People take pictures of each other,

just to prove that they really existed,

just to prove that they really existed

– The Kinks

* cross-posted from my primary blog, http://praxismundi.wordpress.com/ *

These days I’m finding very few things that continue to annoy me. Once I stopped worrying about being so damn logical, it all began to sound less like noise and more like music. Still, there’s a couple pet peeves I’m having trouble shaking.

I was reminded of one of the big ones last Wednesday during a Pretty Lights show at the Key Club. It was about an hour into the show, after my high-velocity school-day consciousness had been dragged down and molded into a glitched out, down-tempo sort of configuration, that I started thinking about how concerts have changed in recent years. Some self-reflection was required. On the performers end, not much is different from when I saw Blink 182 in the seventh grade and learned that music that isn’t live is…well, dead. The shift has been with the crowd, or rather in what the experience means to the crowd.

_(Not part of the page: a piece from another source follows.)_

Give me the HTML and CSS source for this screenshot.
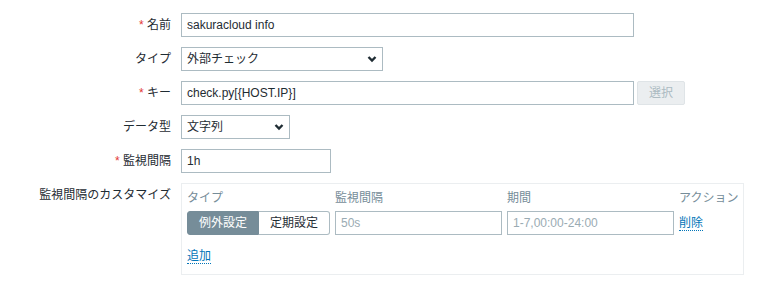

It started with the digital cameras, a few scattered here and there among the savviest of the technophiles, seemingly innocuous novelties. Then they got smaller and cheaper. They became concert necessities, right below the tickets (the only kind of paper worth more than money) and the joints tucked into your crotch or your girlfriend’s bra. Then they started putting cameras in cell phones and things began to spiral out of control.

This summer I spent a couple weeks doing fieldwork on the Hopi Indian Reservation in Arizona. Outsiders aren’t allowed to bring cameras. Neither are they allowed to record audio, sketch pictures, or take written notes. Nothing going but raw, unfiltered sensory input. They say it’s not only about protecting the Hopi culture from exploitation. It’s for our own good.

These days many concertgoers, some only a few feet from the stage, are watching the peak moments of the show through a blurry, pixelated LCD screen. Live performances used to be one of the few times when you had to stay in the Here and Now. Music being what it is, there was no other option than to BE in the moment, go with the flow, join the dance. If you tried to hold on to anything it’d simply pass you by.

Well, that’s no less true today. What’s changed is that now we have gadgets which give the illusion of encapsulating lived experience into a digital format. Of course no one thinks that the cell phone video that looks like a fight scene from Batman Begins and sounds like a dial-up modem actually is the concert. But it does stand for it, and the fact that we have the ability to create simulacra of our lives starts to change how we live.

Capitalism gradually converts everything into commodities, discrete items that are to be collected and owned. First it was material objects, then ideas (I’ll be expressing displeasure at the concept of “intellectual property” at a later date, stay tuned), and now lived experience has been reduced into a tidy package of capital, a building block for constructing our identities. For the uninitiated, here’s a quick primer in identity construction, with a pinch of Indian philosophy that I find improves the flavor:

* The true Self (with a capital S), or atman is the single point that connects all your life experiences. It has no extension in space, only in time, and has no attributes whatsoever, other than the fact that it is synonymous with the entire Universe. Buddhists might say that its only attribute is emptiness, which means the same thing. Some would call it the Soul. It never changes at all, ever. Normal people don’t identify with their true Selves.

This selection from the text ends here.